» **WRITTEN EXERCISE**: Wherever the word "page" shows up in a line, please copy that line.

Records with interface code:
------------
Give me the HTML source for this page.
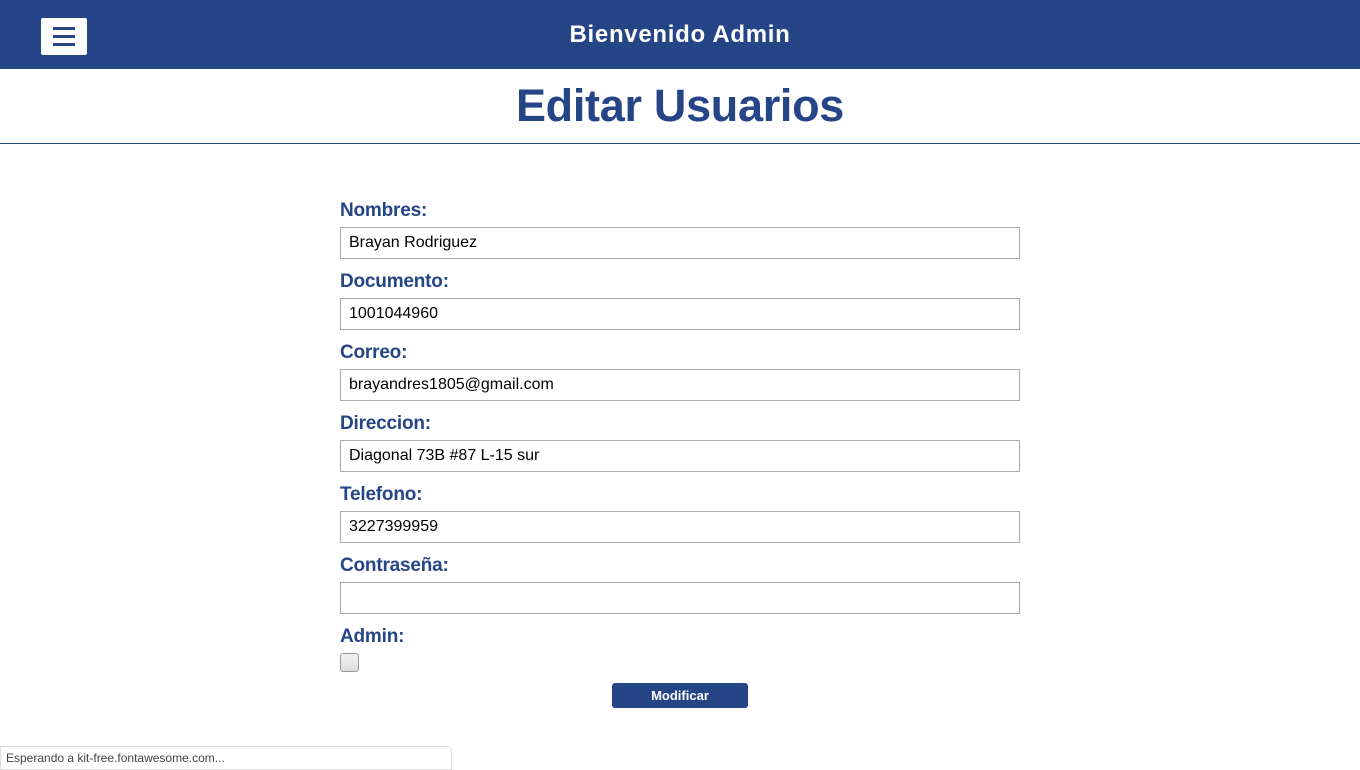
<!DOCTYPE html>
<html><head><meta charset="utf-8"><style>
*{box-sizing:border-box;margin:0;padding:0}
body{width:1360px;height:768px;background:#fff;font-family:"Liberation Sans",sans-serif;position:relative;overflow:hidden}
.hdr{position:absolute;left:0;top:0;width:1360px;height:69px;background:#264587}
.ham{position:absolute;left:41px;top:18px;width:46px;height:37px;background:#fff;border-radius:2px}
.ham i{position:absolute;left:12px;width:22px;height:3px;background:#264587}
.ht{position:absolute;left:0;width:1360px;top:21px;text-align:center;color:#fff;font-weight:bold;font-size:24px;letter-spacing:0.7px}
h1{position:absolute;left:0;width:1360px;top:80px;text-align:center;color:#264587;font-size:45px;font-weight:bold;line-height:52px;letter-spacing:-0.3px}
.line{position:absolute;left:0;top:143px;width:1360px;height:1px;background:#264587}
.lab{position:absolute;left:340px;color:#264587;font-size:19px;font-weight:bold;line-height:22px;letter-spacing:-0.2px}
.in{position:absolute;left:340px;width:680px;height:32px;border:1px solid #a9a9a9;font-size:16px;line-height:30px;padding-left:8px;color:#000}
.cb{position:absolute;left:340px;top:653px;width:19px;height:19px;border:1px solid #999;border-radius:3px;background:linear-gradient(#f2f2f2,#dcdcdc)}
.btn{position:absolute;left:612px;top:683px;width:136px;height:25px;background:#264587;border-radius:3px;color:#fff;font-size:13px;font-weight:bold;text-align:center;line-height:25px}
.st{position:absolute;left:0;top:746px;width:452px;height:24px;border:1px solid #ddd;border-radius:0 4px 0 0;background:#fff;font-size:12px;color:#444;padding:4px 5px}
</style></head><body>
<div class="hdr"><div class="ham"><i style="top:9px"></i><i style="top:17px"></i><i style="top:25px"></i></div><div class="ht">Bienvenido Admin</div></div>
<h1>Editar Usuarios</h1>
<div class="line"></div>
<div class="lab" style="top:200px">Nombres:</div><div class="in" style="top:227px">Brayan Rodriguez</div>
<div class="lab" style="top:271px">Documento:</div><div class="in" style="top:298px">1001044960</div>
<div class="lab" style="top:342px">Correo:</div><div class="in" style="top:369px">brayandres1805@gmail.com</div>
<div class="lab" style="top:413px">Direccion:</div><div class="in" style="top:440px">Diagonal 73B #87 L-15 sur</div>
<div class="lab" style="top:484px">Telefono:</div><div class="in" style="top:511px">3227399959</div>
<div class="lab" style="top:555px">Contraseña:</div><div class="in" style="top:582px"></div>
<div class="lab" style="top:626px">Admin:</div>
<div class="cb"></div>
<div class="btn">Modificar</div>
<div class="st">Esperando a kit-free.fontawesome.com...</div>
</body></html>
------------
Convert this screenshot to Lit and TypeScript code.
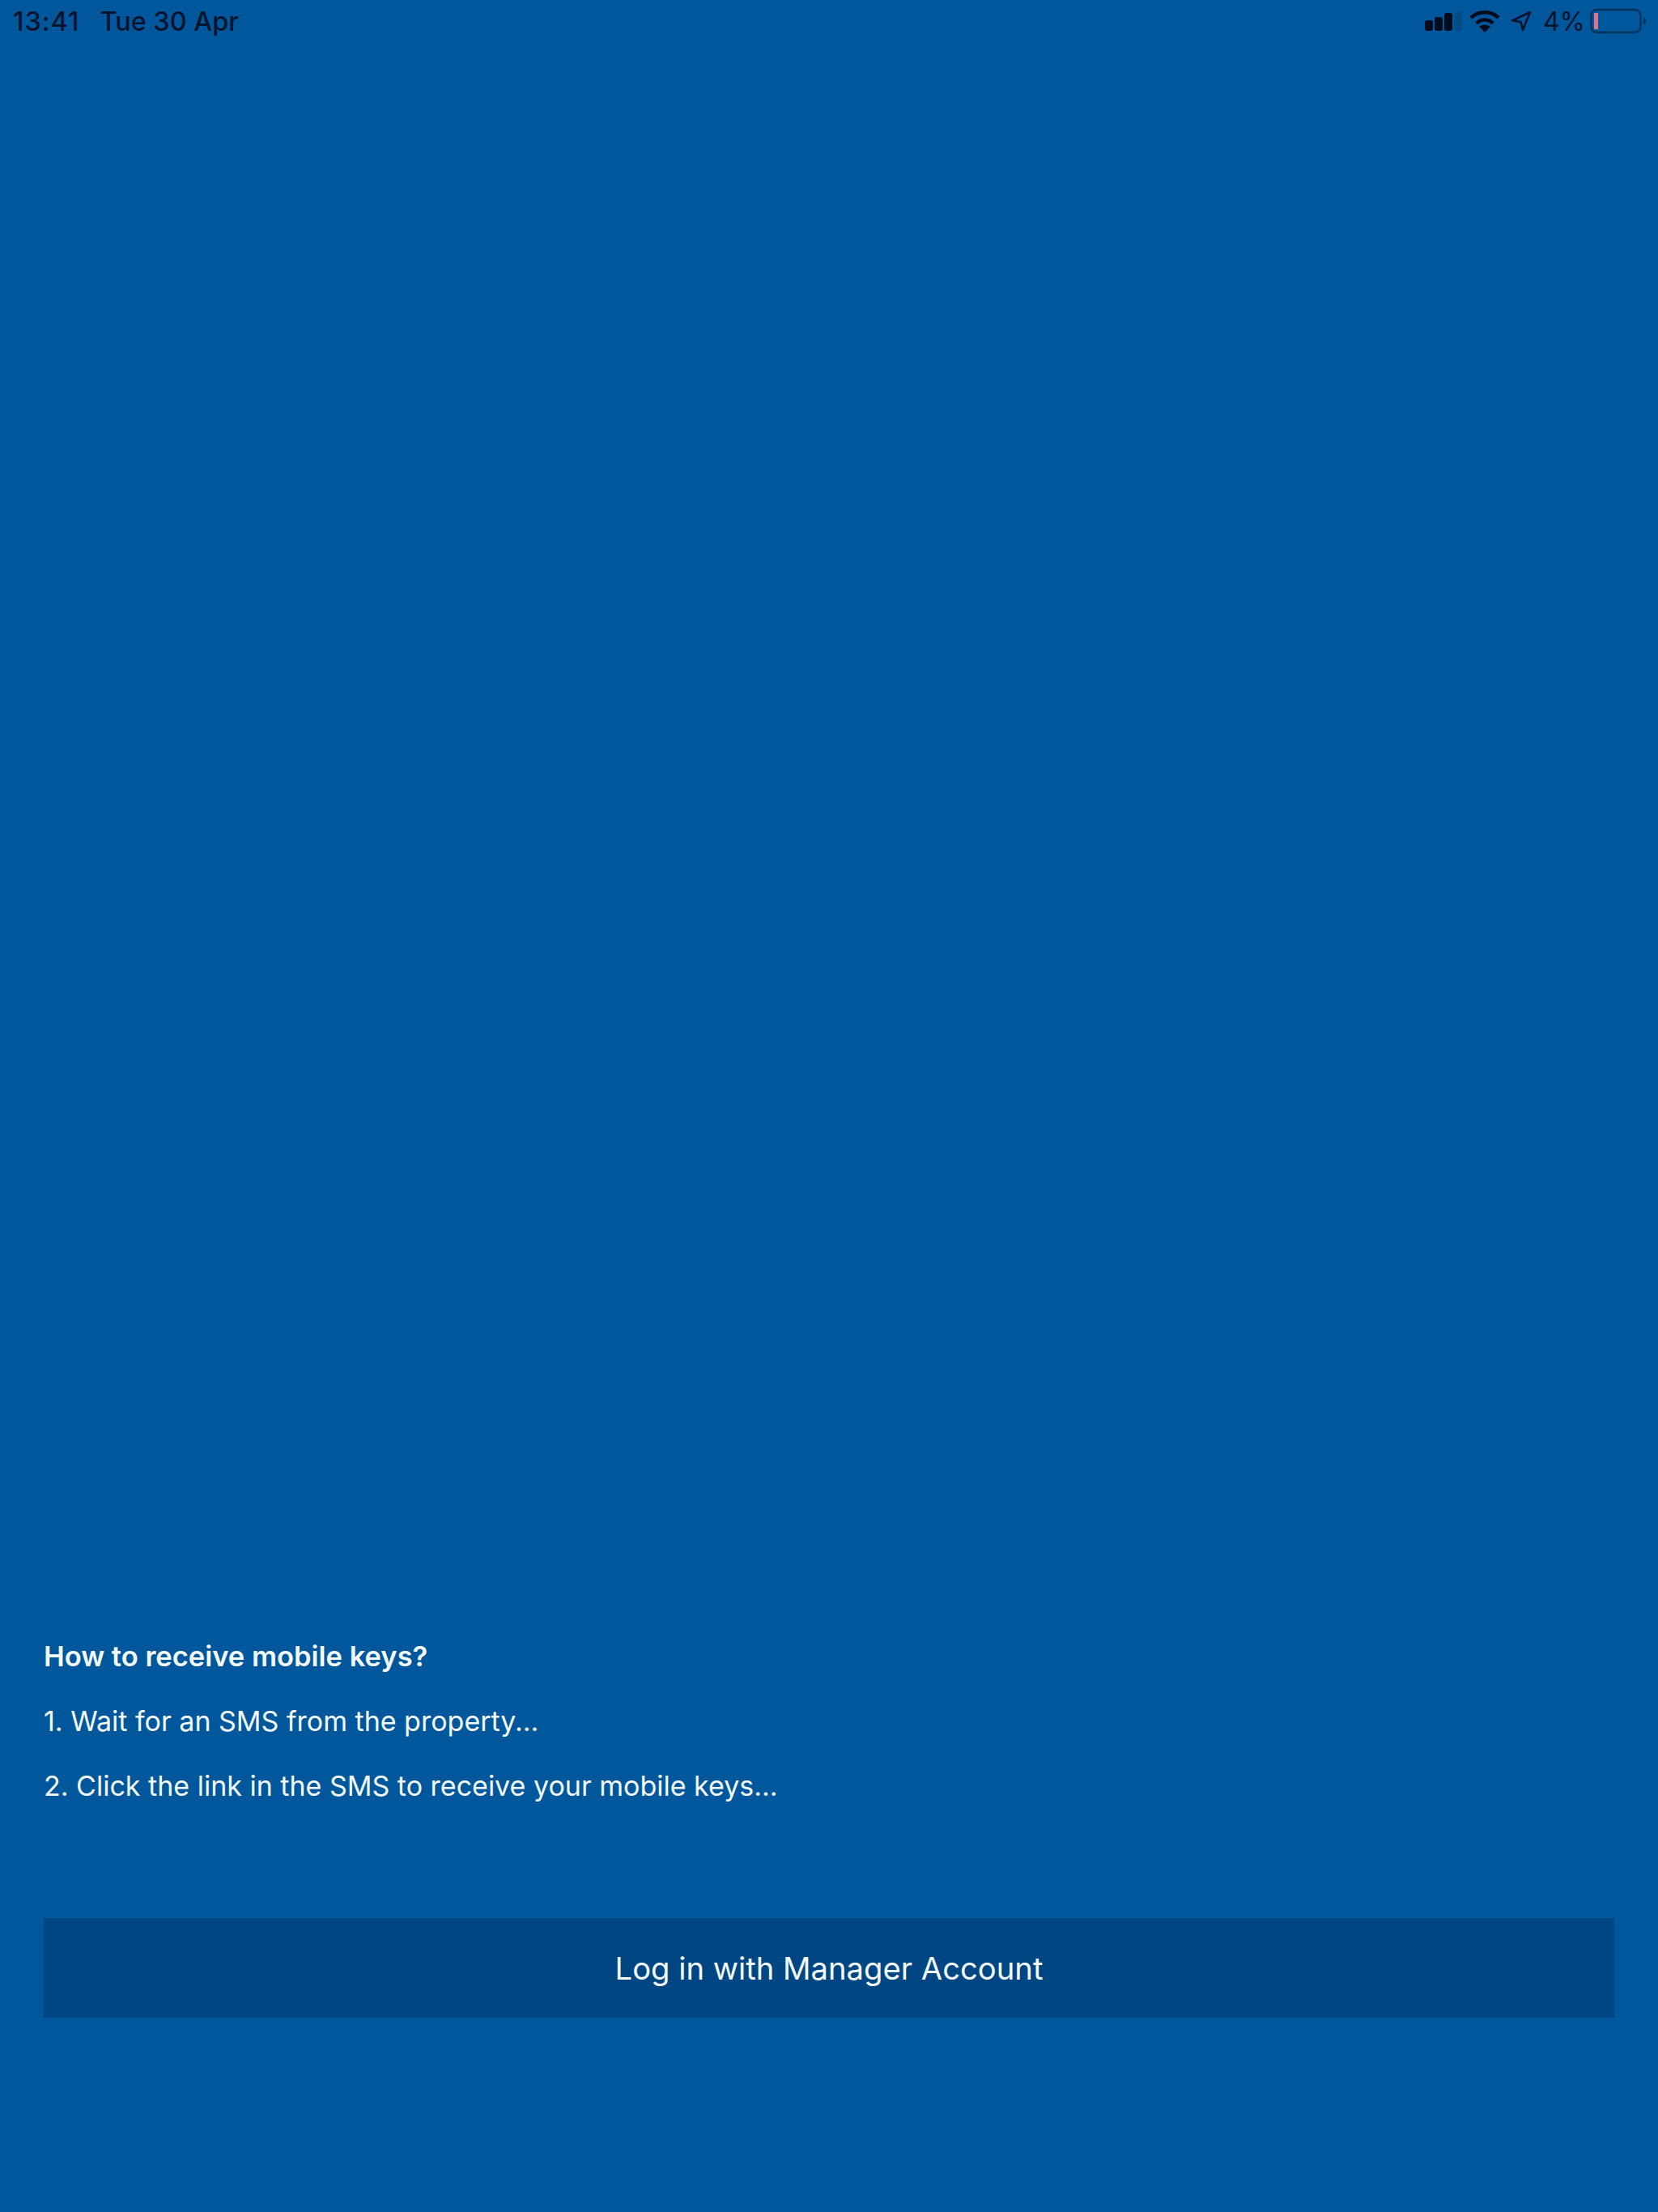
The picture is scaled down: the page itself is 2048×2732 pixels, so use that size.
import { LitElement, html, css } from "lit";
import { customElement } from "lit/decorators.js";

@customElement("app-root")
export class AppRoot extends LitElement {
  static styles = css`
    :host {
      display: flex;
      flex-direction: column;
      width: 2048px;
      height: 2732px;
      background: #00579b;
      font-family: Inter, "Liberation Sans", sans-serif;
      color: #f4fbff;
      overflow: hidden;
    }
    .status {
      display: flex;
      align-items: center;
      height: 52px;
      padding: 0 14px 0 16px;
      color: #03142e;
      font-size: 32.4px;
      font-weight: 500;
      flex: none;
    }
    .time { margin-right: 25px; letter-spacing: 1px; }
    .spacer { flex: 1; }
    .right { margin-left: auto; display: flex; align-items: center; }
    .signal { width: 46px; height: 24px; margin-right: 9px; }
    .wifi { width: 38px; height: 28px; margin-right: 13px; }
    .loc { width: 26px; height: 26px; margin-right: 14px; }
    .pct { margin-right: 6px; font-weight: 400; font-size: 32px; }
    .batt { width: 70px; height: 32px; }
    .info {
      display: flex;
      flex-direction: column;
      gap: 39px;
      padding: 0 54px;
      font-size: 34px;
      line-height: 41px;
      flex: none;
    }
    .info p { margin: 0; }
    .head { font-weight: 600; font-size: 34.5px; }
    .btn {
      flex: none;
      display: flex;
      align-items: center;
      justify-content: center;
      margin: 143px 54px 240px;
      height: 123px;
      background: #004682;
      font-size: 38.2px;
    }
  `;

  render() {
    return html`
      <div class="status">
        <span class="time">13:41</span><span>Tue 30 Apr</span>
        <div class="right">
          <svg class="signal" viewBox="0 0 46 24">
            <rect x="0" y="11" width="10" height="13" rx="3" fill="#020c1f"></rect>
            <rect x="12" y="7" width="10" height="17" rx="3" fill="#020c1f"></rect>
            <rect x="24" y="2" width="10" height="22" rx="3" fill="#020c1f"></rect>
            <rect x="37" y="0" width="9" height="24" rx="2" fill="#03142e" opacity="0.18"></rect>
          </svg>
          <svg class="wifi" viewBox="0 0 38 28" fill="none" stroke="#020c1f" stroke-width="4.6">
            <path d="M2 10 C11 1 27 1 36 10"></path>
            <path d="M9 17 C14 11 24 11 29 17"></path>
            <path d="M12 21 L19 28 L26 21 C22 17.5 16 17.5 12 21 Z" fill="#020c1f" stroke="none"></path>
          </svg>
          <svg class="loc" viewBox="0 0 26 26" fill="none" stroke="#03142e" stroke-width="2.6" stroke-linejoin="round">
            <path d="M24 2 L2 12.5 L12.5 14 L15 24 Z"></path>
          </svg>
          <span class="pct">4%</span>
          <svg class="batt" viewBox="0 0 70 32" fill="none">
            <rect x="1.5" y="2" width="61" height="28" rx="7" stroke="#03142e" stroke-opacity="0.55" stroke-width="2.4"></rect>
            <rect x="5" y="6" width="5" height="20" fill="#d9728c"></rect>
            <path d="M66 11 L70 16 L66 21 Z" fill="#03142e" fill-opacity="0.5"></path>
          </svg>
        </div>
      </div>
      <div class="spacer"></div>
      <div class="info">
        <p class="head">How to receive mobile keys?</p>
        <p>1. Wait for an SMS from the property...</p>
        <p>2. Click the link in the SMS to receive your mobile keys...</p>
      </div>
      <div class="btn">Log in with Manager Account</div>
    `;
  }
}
------------
» **SOLUTION**:
Give me the HTML source for this page.
The picture is scaled down: the page itself is 2048×2732 pixels, so use that size.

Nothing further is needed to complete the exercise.